Partitioning Existing Data

Tables with existing data can also be partitioned with minimal impact to a production system. When you create a partition set, a brief, exclusive lock is taken on the given parent table to add the required trigger and child tables. Any new data inserted from then on is properly partitioned. All existing data is left in the new parent table and an included python script can move that data in batches, creating all child tables that are needed.

To give you an example of how well this works, I successfully partitioned a high-traffic, 74 million row table with zero noticeable interruption. It took about a 2-3 second lock on parent table which caused inserts to wait but they all successfully completed once new partitions & triggers were in place. I then partitioned the existing data using a 1 hour interval to avoid large, long insert batches and the 5 second wait option to ease the load on the streaming slave a bit. This averaged 50,000 – 200,000 rows per batch and the slave never fell more than 100 seconds behind and quickly caught up once it was done. Here is the script command that did that:

There is also an included python script that can undo a partition set, moving all data from child tables back into the parent. This script can actually work on any inheritance table setup in postgres, not just ones managed by the extension.


One of the biggest advantages of partitioning is being able to remove unneeded data without expensive delete commands and/or table bloat. Using the extension’s retention configuration options, the same maintenance function that manages pre-making time-based partitions can also automatically drop partitions you no longer need. By default, tables are just uninherited from the parent and not actually dropped, but you can also have it drop just the indexes from the old child table to recover space, move the table to a different schema or actually drop the table. Moving the table to a new schema also allows the use of another included python script that can use pg_dump to extract the tables in that schema out along with a SHA-512 hash before actually dropping them from the database. This allows you to keep old data around without having it take up space in the database itself.


To provide monitoring of any issues with partition creation and and audit trail, my pg_jobmon extension works with pg_partman as well. It is optional and will automatically be used if it is available. The premake value was set to 4 by default because pg_jobmon’s default is to alert when a function fails to run 3 times in a row. That way it just works by default to raise an alert before the last partition is used up.

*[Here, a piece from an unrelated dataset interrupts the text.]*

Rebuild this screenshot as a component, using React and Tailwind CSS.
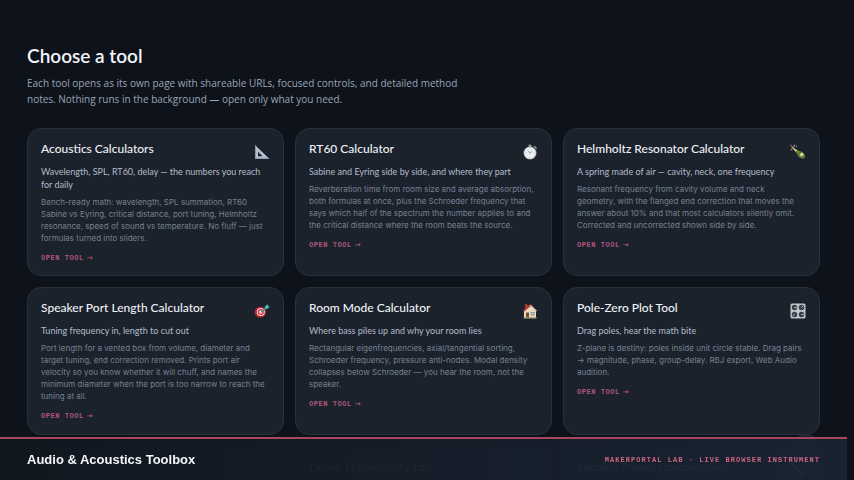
function SetSquare() {
  return (
    <svg viewBox="0 0 16 16" className="size-4" aria-hidden="true">
      <path d="M1 1v14h14.500z" fill="#b4bfce" />
      <path d="M4 7.800v4.400h4.600z" fill="#1d2430" />
      <path d="M1 15h14.500l-1-1H2V2L1 1z" fill="#8d99ab" />
    </svg>
  );
}

function Stopwatch() {
  return (
    <svg viewBox="0 0 16 16" className="size-4" aria-hidden="true">
      <rect x="6.500" y="0.500" width="3" height="2.500" rx="0.800" fill="#8b8f96" />
      <path d="M12.500 2.500l1.600 1.600" stroke="#8b8f96" strokeWidth="1.600" strokeLinecap="round" />
      <circle cx="8" cy="9" r="6.500" fill="#b4b8bd" />
      <circle cx="8" cy="9" r="5.700" fill="#eceef0" />
      <path d="M8 9L6 7M8 9l2-1.500" stroke="#8b9098" strokeWidth="0.800" strokeLinecap="round" />
      <path d="M8 4.200v1M8 12.800v1M3.200 9h1M11.800 9h1" stroke="#b0b4ba" strokeWidth="0.600" />
    </svg>
  );
}

function Bottle() {
  return (
    <svg viewBox="0 0 16 16" className="size-4" aria-hidden="true">
      <path d="M5.500 5.400l2.500.8 3.600 1.600c2 .9 3.600 2.800 3.600 4.500-.1 1.500-1.300 2.500-2.700 2.300-2.200-.3-4.300-1.500-5-3.800L5.800 8.300 3.900 6.500z" fill="#5f7f35" />
      <path d="M9.800 10.300l2.500-1.700 1.500 2.200-2.600 1.900z" fill="#e3dcae" />
      <path d="M3.200 3.600l4 2.700-1.100 1.500-3.400-3z" fill="#d3c68f" />
      <circle cx="2.700" cy="3.500" r="1.200" fill="#a98762" />
      <path d="M1 5.800l1-.5M4.500 1l-.3 1.200M.800 1.300l.7.600M6 2.600l.8-.6" stroke="#d8d5c4" strokeWidth="0.800" strokeLinecap="round" />
    </svg>
  );
}

function Target() {
  return (
    <svg viewBox="0 0 16 16" className="size-4" aria-hidden="true">
      <ellipse cx="6.300" cy="9.200" rx="5.700" ry="5.400" fill="#c9202e" />
      <circle cx="6.800" cy="9" r="4" fill="#f0dcdc" />
      <circle cx="6.800" cy="9" r="3" fill="#cf2f3b" />
      <circle cx="6.800" cy="9" r="1.700" fill="#f3e4e4" />
      <path d="M7 9l5.500-4.200" stroke="#2f8f96" strokeWidth="1.300" />
      <path d="M10.500 6l.6-2.800 2.800-1.900.2 1.800 1.600.7-2.500 2.300z" fill="#55b3b5" />
    </svg>
  );
}

function House() {
  return (
    <svg viewBox="0 0 16 16" className="size-4" aria-hidden="true">
      <rect x="3" y="1" width="2.400" height="4" fill="#a63b32" />
      <path d="M2 7.500L8.500 2l5.500 5.500V15H2z" fill="#ead9bd" />
      <path d="M1 8L5.500 2.200 9 1.500 8.500 3.300 2 8.800z" fill="#b7382f" />
      <path d="M8.500 1.600l6.500 6.200-.9.700-6-5.400z" fill="#cfc3ae" />
      <rect x="4" y="9.500" width="3" height="5.500" fill="#7d4a35" />
      <rect x="8.800" y="9" width="3.800" height="3.400" fill="#6f8797" />
      <path d="M10.700 9v3.400M8.800 10.700h3.800" stroke="#eee6d8" strokeWidth="0.600" />
      <path d="M1.500 14.200h13V15.500h-13z" fill="#a89a78" />
    </svg>
  );
}

function Knobs() {
  return (
    <svg viewBox="0 0 16 16" className="size-4" aria-hidden="true">
      <rect x="0.500" y="0.500" width="15" height="15" rx="1.500" fill="#bfc4cb" />
      <g fill="#3b4048">
        <circle cx="4.500" cy="4.500" r="2.700" />
        <circle cx="11.500" cy="4.500" r="2.700" />
        <circle cx="4.500" cy="11.500" r="2.700" />
        <circle cx="11.500" cy="11.500" r="2.700" />
      </g>
      <path d="M4.500 4.500h2M11.500 4.500l1.500-1.500M4.500 11.500l-1.500 1M11.500 11.500h2" stroke="#d9dce1" strokeWidth="0.900" />
    </svg>
  );
}

function Cone() {
  return (
    <svg viewBox="0 0 16 16" className="size-4" aria-hidden="true">
      <path d="M3 6h2l4-3v10l-4-3H3z" fill="#5d6673" />
    </svg>
  );
}

function Bolt() {
  return (
    <svg viewBox="0 0 16 16" className="size-4" aria-hidden="true">
      <path d="M10 2L5 9h3L7 14l5-7H9z" fill="#a98f45" />
    </svg>
  );
}

function Thermometer() {
  return (
    <svg viewBox="0 0 16 16" className="size-4" aria-hidden="true">
      <path d="M2 2l10 10" stroke="#c3cad4" strokeWidth="2.500" strokeLinecap="round" />
      <circle cx="12.500" cy="12.500" r="2.500" fill="#c65a5a" />
    </svg>
  );
}

const tools = [
  {
    title: "Acoustics Calculators",
    icon: SetSquare,
    tagline: "Wavelength, SPL, RT60, delay — the numbers you reach\nfor daily",
    text: "Bench-ready math: wavelength, SPL summation, RT60\nSabine vs Eyring, critical distance, port tuning, Helmholtz\nresonance, speed of sound vs temperature. No fluff — just\nformulas turned into sliders.",
  },
  {
    title: "RT60 Calculator",
    icon: Stopwatch,
    tagline: "Sabine and Eyring side by side, and where they part",
    text: "Reverberation time from room size and average absorption,\nboth formulas at once, plus the Schroeder frequency that\nsays which half of the spectrum the number applies to and\nthe critical distance where the room beats the source.",
  },
  {
    title: "Helmholtz Resonator Calculator",
    icon: Bottle,
    tagline: "A spring made of air — cavity, neck, one frequency",
    text: "Resonant frequency from cavity volume and neck\ngeometry, with the flanged end correction that moves the\nanswer about 10% and that most calculators silently omit.\nCorrected and uncorrected shown side by side.",
  },
  {
    title: "Speaker Port Length Calculator",
    icon: Target,
    tagline: "Tuning frequency in, length to cut out",
    text: "Port length for a vented box from volume, diameter and\ntarget tuning, end correction removed. Prints port air\nvelocity so you know whether it will chuff, and names the\nminimum diameter when the port is too narrow to reach the\ntuning at all.",
  },
  {
    title: "Room Mode Calculator",
    icon: House,
    tagline: "Where bass piles up and why your room lies",
    text: "Rectangular eigenfrequencies, axial/tangential sorting,\nSchroeder frequency, pressure anti-nodes. Modal density\ncollapses below Schroeder — you hear the room, not the\nspeaker.",
  },
  {
    title: "Pole-Zero Plot Tool",
    icon: Knobs,
    tagline: "Drag poles, hear the math bite",
    text: "Z-plane is destiny: poles inside unit circle stable. Drag pairs\n→ magnitude, phase, group-delay. RBJ export, Web Audio\naudition.",
  },
];

const upcoming = [
  { title: "", icon: Cone },
  { title: "Driver Nonlinearity Lab", icon: Bolt },
  { title: "Speaker Power Compression", icon: Thermometer },
];

function CardHeader({ title, icon: Icon }) {
  return (
    <div className="flex h-[18px] items-start justify-between">
      <h2 className='font-["Lato",sans-serif] text-[12px] leading-[14px] font-medium whitespace-nowrap text-[#eef1f6]'>
        {title}
      </h2>
      <span className="pt-[2px]">
        <Icon />
      </span>
    </div>
  );
}

function ToolCard({ title, icon, tagline, text }) {
  return (
    <a href="#" className="block rounded-[14px] border border-[#28313b] bg-[#1b222c] px-[13px] pt-[13px] pb-[11px]">
      <CardHeader title={title} icon={icon} />
      <p className='mt-[5px] font-["Lato",sans-serif] text-[9px] leading-[13px] whitespace-pre text-[#b2bcca]'>{tagline}</p>
      <p className="mt-[5px] text-[8px] leading-[12px] whitespace-pre text-[#768191]">{text}</p>
      <p className='mt-[9px] font-["Liberation_Mono",monospace] text-[7px] leading-[11px] font-bold tracking-[0.08em] text-[#b0567c]'>
        OPEN TOOL<span className='ml-[3px] font-["DejaVu_Sans",sans-serif]'>→</span>
      </p>
    </a>
  );
}

export default function App() {
  return (
    <div className='h-screen overflow-hidden bg-[#0e121b] pr-[7px] font-["Inter","Noto_Sans",sans-serif]'>
      <main className="px-[27px] pt-[45px]">
        <h1 className='font-["Lato",sans-serif] text-[19px] leading-[22px] font-semibold text-[#f1f4f9]'>Choose a tool</h1>
        <p className='mt-2 font-["Open_Sans",sans-serif] text-[10px] leading-4 whitespace-pre-line text-[#9aa5b5]'>
          {"Each tool opens as its own page with shareable URLs, focused controls, and detailed method\nnotes. Nothing runs in the background — open only what you need."}
        </p>
        <div className="mt-[21px] grid auto-rows-fr grid-cols-3 gap-[11px]">
          {tools.map((tool) => (
            <ToolCard key={tool.title} {...tool} />
          ))}
          {upcoming.map((tool) => (
            <div key={tool.title} className="rounded-[14px] border border-[#28313b] bg-[#1b222c] p-[13px]">
              <CardHeader {...tool} />
            </div>
          ))}
        </div>
      </main>
      <button
        type="button"
        aria-label="Back to top"
        className="fixed right-[34px] bottom-[18px] size-7 rounded-full border border-[#28313b] bg-[#1b222c] text-[11px] text-[#9aa5b5]"
      >
        ↑
      </button>
      <footer className="fixed right-[7px] bottom-0 left-0 flex h-[43px] items-center justify-between border-t-2 border-[#a8465d] bg-linear-to-r from-[#10171f]/97 to-[#1a2333]/97 px-[27px]">
        <strong className='font-["Liberation_Sans",sans-serif] text-[13px] text-[#f4f6fa]'>Audio &amp; Acoustics Toolbox</strong>
        <span className='pt-[2px] font-["Liberation_Mono",monospace] text-[7px] font-bold tracking-[0.15em] text-[#cf6480]'>
          MAKERPORTAL LAB · LIVE BROWSER INSTRUMENT
        </span>
      </footer>
    </div>
  );
}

I’ve gotten a lot of positive feedback from people when I’ve given Lightning Talks at recent PostgreSQL conferences about this extension. It’s also made common partitioning solutions for clients a lot easier to implement. Not having partitioning built into PostgreSQL still has its shortcomings, one of the biggest being primary/unique keys not being enforced across the entire partition set unless that column happens to be the one the partition constraints are based on. Or lack of constraint exclusion support outside of the partition column. But, along with update support, I’m working on some other options that won’t provide a perfect solution to these issues, but will hopefully make trying to manage them easier.

Written by Keith

July 8th, 2013 at 11:48 am

  • Odd that Postgres can’t “automatically” [internally] do interval partitioning but this is the next best thing, so thanks!

    • keithf4

      It’s being discussed, but isn’t a high priority.
      The thing that needs to be figured out is which method they’re going to use. MySQL, Oracle & SQLServer all use slightly different methods and all have their good parts and bad. And its likely that whatever is built in won’t be able to be as flexible as a specialized third-party tool like this either. But it will hopefully perform a whole lot better.

  • tom_m

    Just wanted to say thank you for your hard work. This is an extremely important feature (partitioning) that is often overlooked. As the whole “big data” thing becomes more commonplace, I feel as if though we’ll start seeing these kind of features take a bigger priority in databases. For now, your work can weather us through and it’s great. So thanks!

    • keithf4

      Glad you’ve found it useful 🙂

  • Pingback: PG Partition Manager v2.0.0 – Background Worker, Better Triggers & Extension Versioning Woes at Keith's Ramblings…()

  • Lorenzo

    Hi Keith, speaking about p_type parameter, what is the difference between ‘time’ ( ) and ‘time-static’ ( “… If you create each type of time-based partitioning (time-static, time-dynamic & time-custom) …” )?
    Thank you, Lorenzo

    • keithf4

      Please see the update note at the top of this post. The distinct static & dynamic partitioning types are no longer relevant as of version 2.0.0 of pg_partman. There is now only “time” or “time-custom”.

      • Lorenzo

        Great, thank you.
        I would ask you few more help because we are the way to use partman without install it as extension. This because we would be able to create and manage partitions from ETL jobs that are installed on different servers (access to different databases) and could be often switched to other databases.

        We embedded an old version of partman (prior than 2.0, because we uses ‘time-static’ type) in our ETL job (executing partman sql sources at job runtime, partitioning table if not already partitioned at job runtime, executing run_maintenance() at job runtime…) and everything works, and we are able to deploy our ETL Job everywhere, because it is able to setup everything it needs for partman.
        Do you think we can do the same with the last partman version (obviously using “time” instead of “time-static”)? I mean, are SQL codes enough (eventually executing few perl scripts by our ETL job), or the new partman -since it is a postgres extension- now needs to be installed? (compiling .c is mandatory? or .pl scripts needs to be copied on server because used by store procedures?)

        Thank you for your support, let me know if you prefer I get in contact elsewhere with you.

        • keithf4

          I’m sorry, but I cannot provide any support for using pg_partman when not installed as an extension. It’s a source of way too many complexities to manage that the extension system addresses. I would highly recommend finding a way to do install it as an extension, most especially if you’re embedding code into an automated job. It makes version upgrading tremendously easier and you know exactly which features are available according to the version number installed.

          Compiling the C code is only necessary if you want to have maintenance automatically managed for you with a background worker. If you don’t need that you can pass NO_BGW=1 to the make command and it will skip any C compilation.